→ Exercise
Repeat exactly, and only, the lines from the one that contains "Output the component" to the one that contains "const th = td", both ends included. Omit every picture.

→ The data

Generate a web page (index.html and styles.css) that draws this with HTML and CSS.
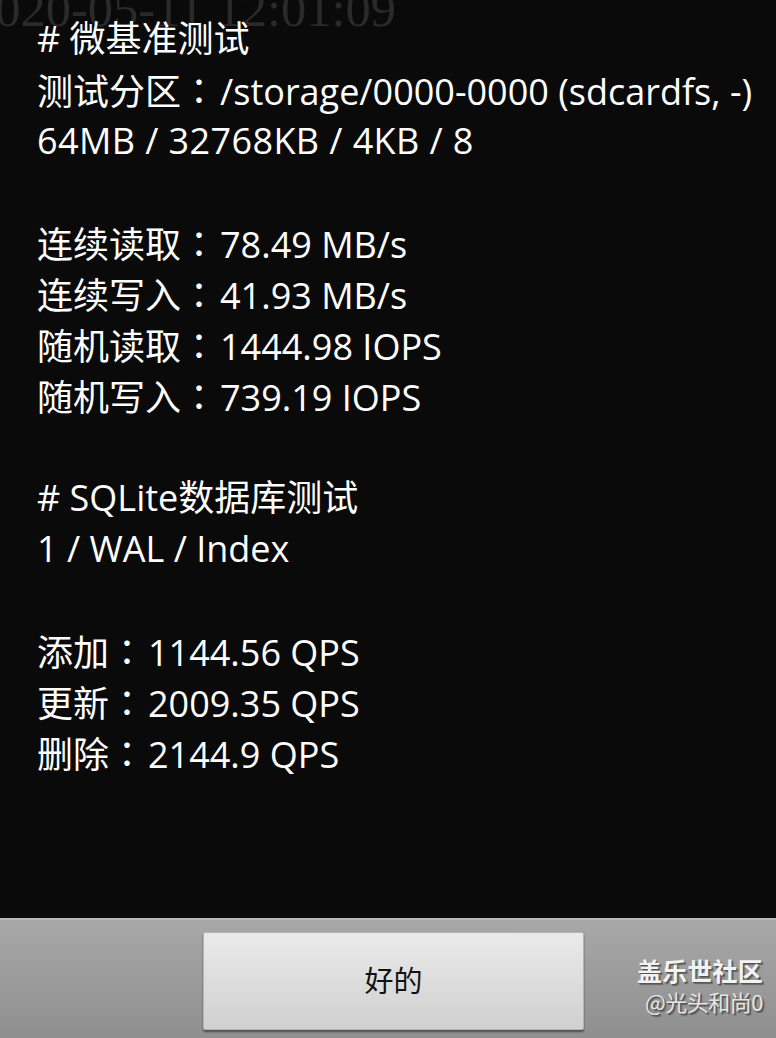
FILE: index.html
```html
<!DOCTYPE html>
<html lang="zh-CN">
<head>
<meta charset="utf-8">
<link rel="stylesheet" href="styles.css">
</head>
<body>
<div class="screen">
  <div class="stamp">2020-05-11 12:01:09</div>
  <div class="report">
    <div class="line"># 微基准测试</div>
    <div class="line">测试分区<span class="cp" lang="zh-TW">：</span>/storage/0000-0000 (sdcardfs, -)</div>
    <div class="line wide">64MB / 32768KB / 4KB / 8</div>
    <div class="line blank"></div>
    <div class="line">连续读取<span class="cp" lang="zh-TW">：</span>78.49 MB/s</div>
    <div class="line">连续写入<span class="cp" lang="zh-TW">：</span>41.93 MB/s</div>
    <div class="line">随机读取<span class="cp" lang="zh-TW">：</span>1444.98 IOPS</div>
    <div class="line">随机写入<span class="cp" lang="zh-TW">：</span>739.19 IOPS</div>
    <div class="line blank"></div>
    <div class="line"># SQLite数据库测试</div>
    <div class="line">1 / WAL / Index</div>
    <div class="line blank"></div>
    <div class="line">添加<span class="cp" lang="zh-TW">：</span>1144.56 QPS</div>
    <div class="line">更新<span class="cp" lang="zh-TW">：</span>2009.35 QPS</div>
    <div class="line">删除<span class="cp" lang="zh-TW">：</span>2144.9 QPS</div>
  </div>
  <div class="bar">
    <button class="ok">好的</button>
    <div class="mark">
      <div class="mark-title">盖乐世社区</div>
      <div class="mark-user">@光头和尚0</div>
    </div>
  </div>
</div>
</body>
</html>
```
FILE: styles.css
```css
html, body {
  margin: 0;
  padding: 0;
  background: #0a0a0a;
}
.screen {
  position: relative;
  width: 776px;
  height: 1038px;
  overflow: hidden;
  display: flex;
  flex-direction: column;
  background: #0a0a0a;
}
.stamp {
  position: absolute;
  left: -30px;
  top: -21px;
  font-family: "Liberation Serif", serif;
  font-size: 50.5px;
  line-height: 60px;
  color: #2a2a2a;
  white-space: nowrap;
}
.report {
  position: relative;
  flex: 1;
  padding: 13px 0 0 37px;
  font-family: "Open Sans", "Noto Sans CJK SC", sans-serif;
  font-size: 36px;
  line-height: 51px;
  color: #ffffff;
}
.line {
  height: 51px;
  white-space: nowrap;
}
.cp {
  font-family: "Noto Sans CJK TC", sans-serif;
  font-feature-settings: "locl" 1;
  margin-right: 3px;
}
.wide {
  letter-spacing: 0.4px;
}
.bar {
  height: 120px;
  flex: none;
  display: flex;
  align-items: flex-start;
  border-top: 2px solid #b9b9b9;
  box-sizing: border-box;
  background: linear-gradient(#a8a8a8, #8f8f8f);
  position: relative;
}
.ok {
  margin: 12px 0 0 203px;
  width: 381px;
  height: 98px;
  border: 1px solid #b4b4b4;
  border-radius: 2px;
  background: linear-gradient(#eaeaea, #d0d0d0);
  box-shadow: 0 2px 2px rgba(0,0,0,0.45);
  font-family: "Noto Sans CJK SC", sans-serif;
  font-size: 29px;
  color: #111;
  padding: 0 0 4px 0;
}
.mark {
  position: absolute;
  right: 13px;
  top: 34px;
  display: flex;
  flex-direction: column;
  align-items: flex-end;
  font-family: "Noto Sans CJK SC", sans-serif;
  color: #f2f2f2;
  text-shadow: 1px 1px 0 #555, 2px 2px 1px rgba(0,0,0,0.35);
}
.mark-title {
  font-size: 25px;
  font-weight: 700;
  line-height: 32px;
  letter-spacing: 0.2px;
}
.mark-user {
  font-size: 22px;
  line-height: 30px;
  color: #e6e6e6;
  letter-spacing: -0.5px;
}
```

--

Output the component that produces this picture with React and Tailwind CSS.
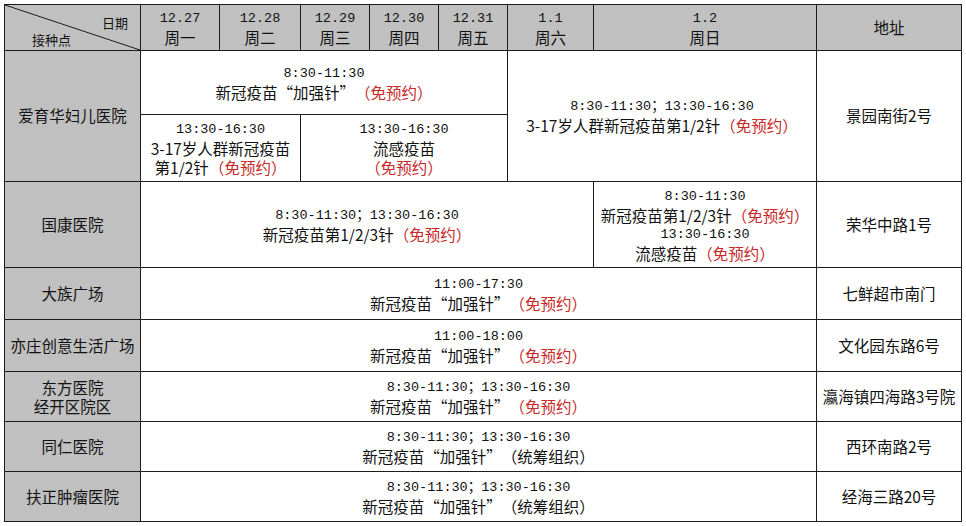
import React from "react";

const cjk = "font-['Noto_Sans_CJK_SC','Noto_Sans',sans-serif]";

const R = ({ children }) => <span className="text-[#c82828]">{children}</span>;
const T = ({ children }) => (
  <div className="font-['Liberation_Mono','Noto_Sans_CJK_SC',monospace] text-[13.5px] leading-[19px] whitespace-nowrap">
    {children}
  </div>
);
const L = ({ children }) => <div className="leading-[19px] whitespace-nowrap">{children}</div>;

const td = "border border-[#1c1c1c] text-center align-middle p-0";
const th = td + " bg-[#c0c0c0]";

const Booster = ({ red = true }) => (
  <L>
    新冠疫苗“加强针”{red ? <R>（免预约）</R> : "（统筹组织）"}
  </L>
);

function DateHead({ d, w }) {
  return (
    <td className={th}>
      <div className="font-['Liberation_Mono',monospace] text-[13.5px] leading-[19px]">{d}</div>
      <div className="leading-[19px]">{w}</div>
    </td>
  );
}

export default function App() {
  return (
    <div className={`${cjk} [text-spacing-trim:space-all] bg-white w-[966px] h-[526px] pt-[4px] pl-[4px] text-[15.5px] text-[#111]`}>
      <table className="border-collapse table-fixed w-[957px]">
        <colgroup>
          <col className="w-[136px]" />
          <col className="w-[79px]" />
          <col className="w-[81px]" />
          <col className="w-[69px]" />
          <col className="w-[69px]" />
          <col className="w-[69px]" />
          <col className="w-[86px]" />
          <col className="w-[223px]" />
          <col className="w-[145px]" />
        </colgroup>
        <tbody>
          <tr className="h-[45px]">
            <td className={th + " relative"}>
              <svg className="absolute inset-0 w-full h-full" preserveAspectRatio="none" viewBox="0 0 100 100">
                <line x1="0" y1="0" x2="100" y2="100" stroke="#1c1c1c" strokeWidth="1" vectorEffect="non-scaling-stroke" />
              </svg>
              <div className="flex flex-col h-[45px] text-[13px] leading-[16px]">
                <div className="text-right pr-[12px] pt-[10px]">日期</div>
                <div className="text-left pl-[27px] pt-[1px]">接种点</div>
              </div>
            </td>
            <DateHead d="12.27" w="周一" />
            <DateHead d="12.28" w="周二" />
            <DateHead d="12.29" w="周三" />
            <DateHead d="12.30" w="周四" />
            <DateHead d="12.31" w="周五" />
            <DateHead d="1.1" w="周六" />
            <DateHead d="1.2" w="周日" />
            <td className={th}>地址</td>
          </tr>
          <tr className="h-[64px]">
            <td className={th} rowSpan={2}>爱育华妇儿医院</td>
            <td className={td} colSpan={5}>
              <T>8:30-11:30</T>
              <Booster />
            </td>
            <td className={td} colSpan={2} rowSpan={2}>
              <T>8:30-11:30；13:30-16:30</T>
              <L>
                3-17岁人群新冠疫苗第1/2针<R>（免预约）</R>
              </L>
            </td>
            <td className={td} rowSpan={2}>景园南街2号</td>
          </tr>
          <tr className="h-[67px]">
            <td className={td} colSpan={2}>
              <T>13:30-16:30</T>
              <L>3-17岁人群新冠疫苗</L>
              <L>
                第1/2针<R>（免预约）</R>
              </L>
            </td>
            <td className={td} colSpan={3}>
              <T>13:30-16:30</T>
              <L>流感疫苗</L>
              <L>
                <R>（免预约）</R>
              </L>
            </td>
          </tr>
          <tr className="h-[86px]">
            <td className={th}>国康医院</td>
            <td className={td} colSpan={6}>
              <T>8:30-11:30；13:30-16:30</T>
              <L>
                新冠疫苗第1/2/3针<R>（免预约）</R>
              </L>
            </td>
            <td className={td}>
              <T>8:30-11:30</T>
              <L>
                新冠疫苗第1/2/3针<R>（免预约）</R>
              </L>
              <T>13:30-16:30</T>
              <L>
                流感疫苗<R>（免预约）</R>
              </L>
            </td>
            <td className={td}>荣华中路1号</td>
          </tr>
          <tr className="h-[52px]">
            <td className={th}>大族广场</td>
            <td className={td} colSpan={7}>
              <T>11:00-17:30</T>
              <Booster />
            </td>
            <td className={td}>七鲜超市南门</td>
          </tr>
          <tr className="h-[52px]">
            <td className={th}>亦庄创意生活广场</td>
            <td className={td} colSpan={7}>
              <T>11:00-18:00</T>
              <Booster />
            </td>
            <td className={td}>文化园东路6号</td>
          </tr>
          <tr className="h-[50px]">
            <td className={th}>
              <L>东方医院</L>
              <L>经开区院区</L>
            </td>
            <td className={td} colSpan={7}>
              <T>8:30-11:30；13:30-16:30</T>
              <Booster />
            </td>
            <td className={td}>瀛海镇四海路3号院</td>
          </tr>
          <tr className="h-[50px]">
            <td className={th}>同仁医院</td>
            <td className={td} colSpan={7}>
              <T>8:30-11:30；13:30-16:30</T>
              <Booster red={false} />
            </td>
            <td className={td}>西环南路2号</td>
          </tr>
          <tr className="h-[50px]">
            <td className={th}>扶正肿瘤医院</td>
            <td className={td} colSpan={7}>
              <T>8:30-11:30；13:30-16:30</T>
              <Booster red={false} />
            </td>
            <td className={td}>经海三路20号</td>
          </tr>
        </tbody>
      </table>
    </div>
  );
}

...

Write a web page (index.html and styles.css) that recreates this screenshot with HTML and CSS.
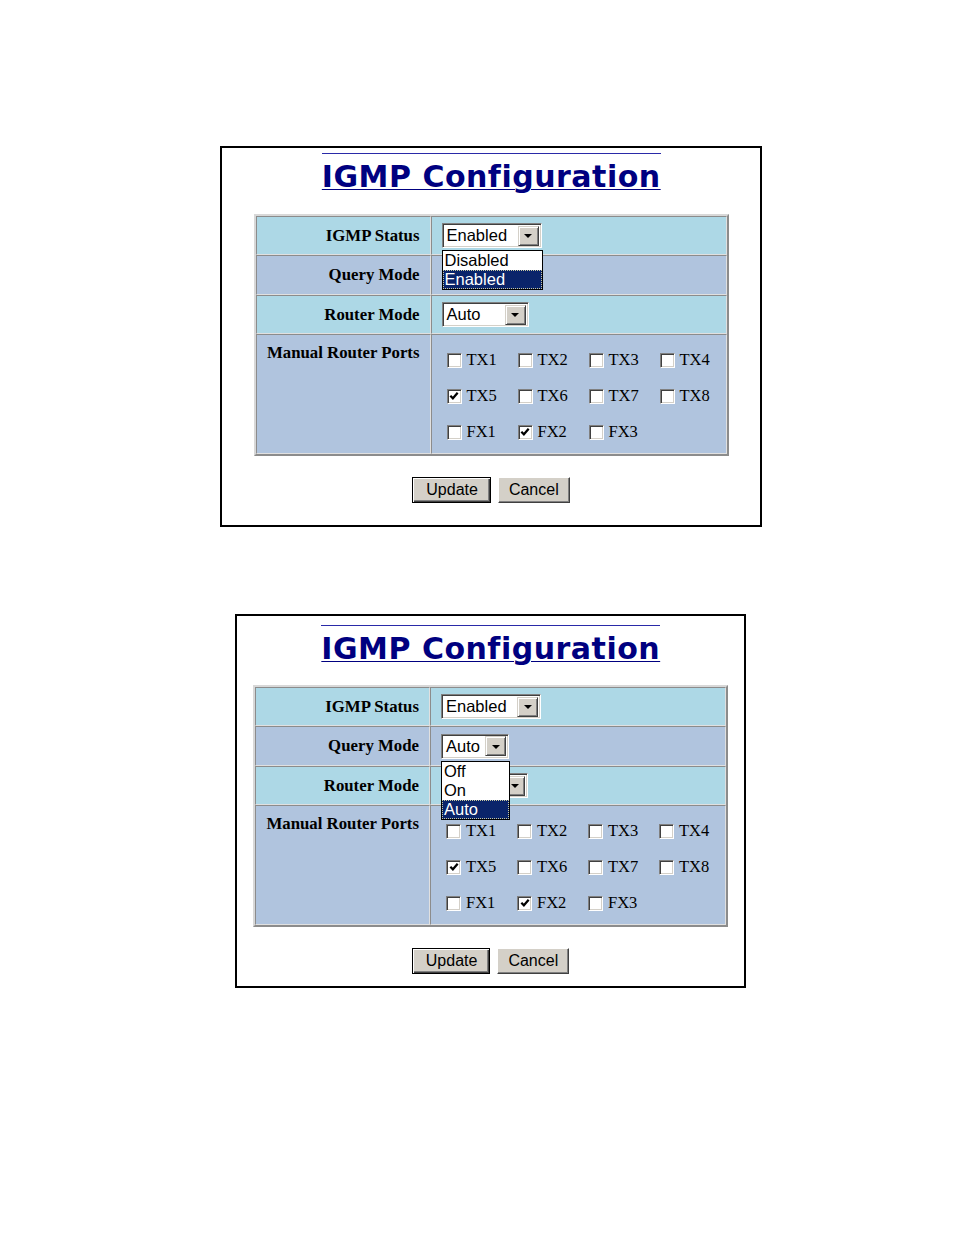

→ Result of the task
Output the component that produces this picture with React and Tailwind CSS.
import React from "react";

const cjk = "font-['Noto_Sans_CJK_SC','Noto_Sans',sans-serif]";

const R = ({ children }) => <span className="text-[#c82828]">{children}</span>;
const T = ({ children }) => (
  <div className="font-['Liberation_Mono','Noto_Sans_CJK_SC',monospace] text-[13.5px] leading-[19px] whitespace-nowrap">
    {children}
  </div>
);
const L = ({ children }) => <div className="leading-[19px] whitespace-nowrap">{children}</div>;

const td = "border border-[#1c1c1c] text-center align-middle p-0";
const th = td + " bg-[#c0c0c0]";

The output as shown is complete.